# Finding interaction

How do you find the interaction between a continuous and a categorical variable? I have tried using ggPredict but it doesn't seem to work if there are more levels.

I have a categorical variable as reputation which has 7 levels also I have multiple variables to predict the marks of a student in the next exam of masters eg age, pref_hand, height, exam 1, exam 2, exam 3. How can I find the interaction of the reputation with the best model which I found using forward step regression for predicting the marks in the next exam and make changes to my model if I find interaction?

I have tried using scatterPlotMatrix but the colors are getting recycled and it's hard to find any pattern plus I don't even know if the interaction is statistically significant Pr(>|t|)

• Why do you exactly mean by interaction?
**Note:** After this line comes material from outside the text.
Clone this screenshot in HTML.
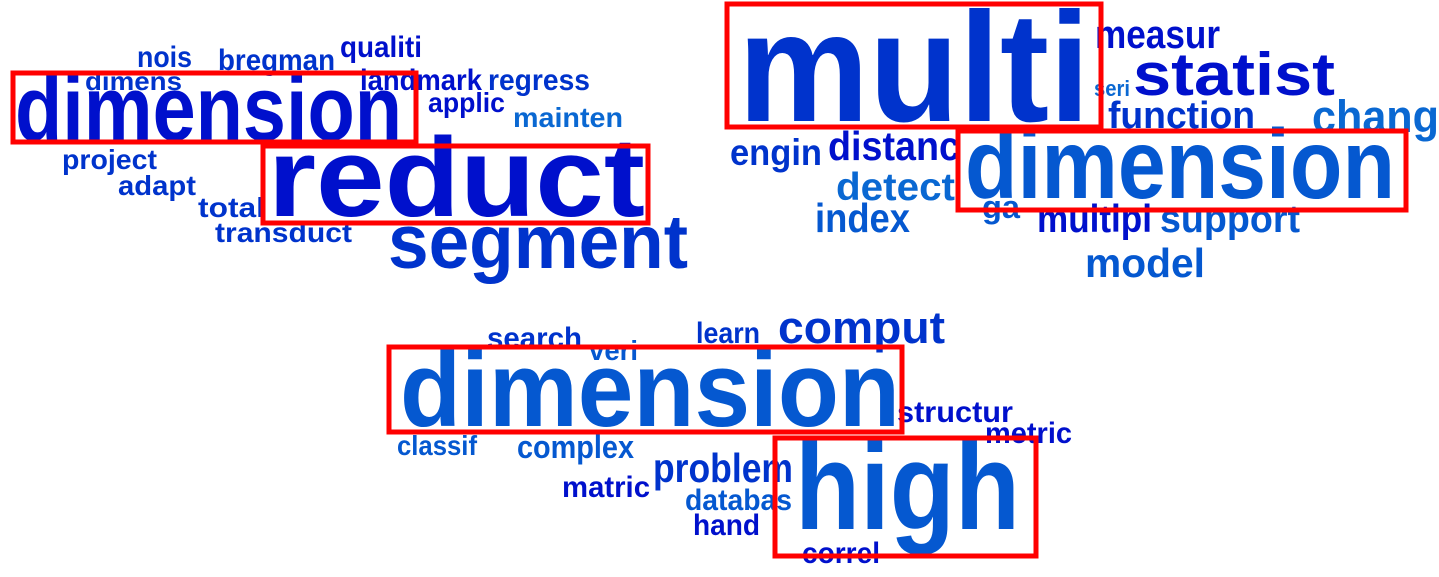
<!DOCTYPE html>
<html><head><meta charset="utf-8"><style>
html,body{margin:0;padding:0;background:#fff;width:1439px;height:577px;overflow:hidden}
svg{display:block}
text{font-family:"Liberation Sans",sans-serif;font-weight:bold}
.d{fill:#0010cc}.m{fill:#0033cc}.l{fill:#0558d0}.x{fill:#0a68d2}
</style></head><body>
<svg width="1439" height="577" viewBox="0 0 1439 577" xmlns="http://www.w3.org/2000/svg">
<g>
<text class="m" x="137" y="67" font-size="30" textLength="55" lengthAdjust="spacingAndGlyphs">nois</text>
<text class="m" x="218" y="70" font-size="30" textLength="117" lengthAdjust="spacingAndGlyphs">bregman</text>
<text class="d" x="340" y="57" font-size="30" textLength="82" lengthAdjust="spacingAndGlyphs">qualiti</text>
<text class="m" x="85" y="90" font-size="26" textLength="97" lengthAdjust="spacingAndGlyphs">dimens</text>
<text class="d" x="360" y="90" font-size="30" textLength="122" lengthAdjust="spacingAndGlyphs">landmark</text>
<text class="m" x="488" y="90" font-size="30" textLength="102" lengthAdjust="spacingAndGlyphs">regress</text>
<text class="d" x="15" y="140" font-size="92" textLength="387" lengthAdjust="spacingAndGlyphs">dimension</text>
<text class="d" x="428" y="112" font-size="28" textLength="77" lengthAdjust="spacingAndGlyphs">applic</text>
<text class="x" x="513" y="127" font-size="28" textLength="110" lengthAdjust="spacingAndGlyphs">mainten</text>
<text class="m" x="62" y="169" font-size="28" textLength="95" lengthAdjust="spacingAndGlyphs">project</text>
<text class="m" x="118" y="195" font-size="28" textLength="78" lengthAdjust="spacingAndGlyphs">adapt</text>
<text class="m" x="198" y="217" font-size="28" textLength="67" lengthAdjust="spacingAndGlyphs">total</text>
<text class="m" x="215" y="242" font-size="28" textLength="137" lengthAdjust="spacingAndGlyphs">transduct</text>
<text class="d" x="268" y="216" font-size="112" textLength="377" lengthAdjust="spacingAndGlyphs">reduct</text>
<text class="m" x="388" y="268" font-size="76" textLength="300" lengthAdjust="spacingAndGlyphs">segment</text>

<text class="m" x="738" y="121" font-size="156" textLength="352" lengthAdjust="spacingAndGlyphs">multi</text>
<text class="d" x="1095" y="48" font-size="40" textLength="125" lengthAdjust="spacingAndGlyphs">measur</text>
<text class="x" x="1094" y="96" font-size="22" textLength="36" lengthAdjust="spacingAndGlyphs">seri</text>
<text class="d" x="1133" y="95" font-size="60" textLength="202" lengthAdjust="spacingAndGlyphs">statist</text>
<text class="m" x="1108" y="128" font-size="38" textLength="147" lengthAdjust="spacingAndGlyphs">function</text>
<text class="x" x="1312" y="132" font-size="45" textLength="127" lengthAdjust="spacingAndGlyphs">chang</text>
<text class="m" x="730" y="165" font-size="37" textLength="92" lengthAdjust="spacingAndGlyphs">engin</text>
<text class="d" x="828" y="160" font-size="41" textLength="132" lengthAdjust="spacingAndGlyphs">distanc</text>
<text class="l" x="965" y="198" font-size="98" textLength="430" lengthAdjust="spacingAndGlyphs">dimension</text>
<text class="x" x="836" y="200" font-size="39" textLength="119" lengthAdjust="spacingAndGlyphs">detect</text>
<text class="l" x="815" y="232" font-size="41" textLength="95" lengthAdjust="spacingAndGlyphs">index</text>
<text class="l" x="982" y="218" font-size="32" textLength="38" lengthAdjust="spacingAndGlyphs">ga</text>
<text class="d" x="1037" y="232" font-size="39" textLength="115" lengthAdjust="spacingAndGlyphs">multipl</text>
<text class="l" x="1160" y="232" font-size="39" textLength="140" lengthAdjust="spacingAndGlyphs">support</text>
<text class="l" x="1085" y="277" font-size="41" textLength="120" lengthAdjust="spacingAndGlyphs">model</text>

<text class="m" x="487" y="348" font-size="30" textLength="95" lengthAdjust="spacingAndGlyphs">search</text>
<text class="m" x="696" y="343" font-size="30" textLength="64" lengthAdjust="spacingAndGlyphs">learn</text>
<text class="m" x="778" y="343" font-size="45" textLength="167" lengthAdjust="spacingAndGlyphs">comput</text>
<text class="l" x="589" y="360" font-size="28" textLength="49" lengthAdjust="spacingAndGlyphs">veri</text>
<text class="l" x="400" y="426" font-size="107" textLength="500" lengthAdjust="spacingAndGlyphs">dimension</text>
<text class="d" x="897" y="422" font-size="30" textLength="116" lengthAdjust="spacingAndGlyphs">structur</text>
<text class="d" x="985" y="443" font-size="30" textLength="87" lengthAdjust="spacingAndGlyphs">metric</text>
<text class="l" x="397" y="455" font-size="28" textLength="80" lengthAdjust="spacingAndGlyphs">classif</text>
<text class="l" x="517" y="458" font-size="32" textLength="117" lengthAdjust="spacingAndGlyphs">complex</text>
<text class="m" x="653" y="482" font-size="41" textLength="140" lengthAdjust="spacingAndGlyphs">problem</text>
<text class="l" x="795" y="529" font-size="123" textLength="225" lengthAdjust="spacingAndGlyphs">high</text>
<text class="d" x="562" y="497" font-size="30" textLength="88" lengthAdjust="spacingAndGlyphs">matric</text>
<text class="l" x="685" y="510" font-size="30" textLength="107" lengthAdjust="spacingAndGlyphs">databas</text>
<text class="d" x="693" y="535" font-size="30" textLength="67" lengthAdjust="spacingAndGlyphs">hand</text>
<text class="d" x="802" y="563" font-size="30" textLength="78" lengthAdjust="spacingAndGlyphs">correl</text>
</g>
<g fill="none" stroke="#ff0000" stroke-width="5">
<rect x="13" y="73" width="403" height="69"/>
<rect x="263" y="146" width="385" height="77"/>
<rect x="727" y="4" width="374" height="123"/>
<rect x="958" y="131" width="448" height="79"/>
<rect x="389" y="347" width="513" height="85"/>
<rect x="775" y="438" width="261" height="118"/>
</g>
</svg>
</body></html>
Well, you can perform some clustering technique as k-means with 7 clusters... Or you may want to try a classification model with 7 classes... – ignatius Nov 13 '18 at 8:54
• I am using multiple linear regression so interaction means that the value of Y depends on Xi and Xi and Xj interact means that the value of Xj will somehow affect the way Xi produces changes on Y, where Xj is categorical variable and Xi is continuous – Liger Nov 13 '18 at 12:50
• u r thinking of correlation ? – sai saran Nov 14 '18 at 5:10

You can test the relationship between categorical and continuous variables by performing an ANOVA F-test.

If you're trying to include interactions in your GLM, you usually have to specify the interaction explicitly - e.g. mod <- glm(y ~ x1 + x2 + x1*x2, data = df,...other args).

All of the R stepwise regression techniques I'm aware of (e.g. stepAIC and bestglm) need the interaction terms to be specified explicitly.

How do you find the interaction between a continuous and a categorical variable?

What I would do in a first step is to calculate a point biserial correlation coefficient.

$$\to$$ In your case, this would probably imply :

1. Compute a binary variable for each of your seven categories
2. Compute the coefficient between each of binary variable and each of your continuous variable of interest.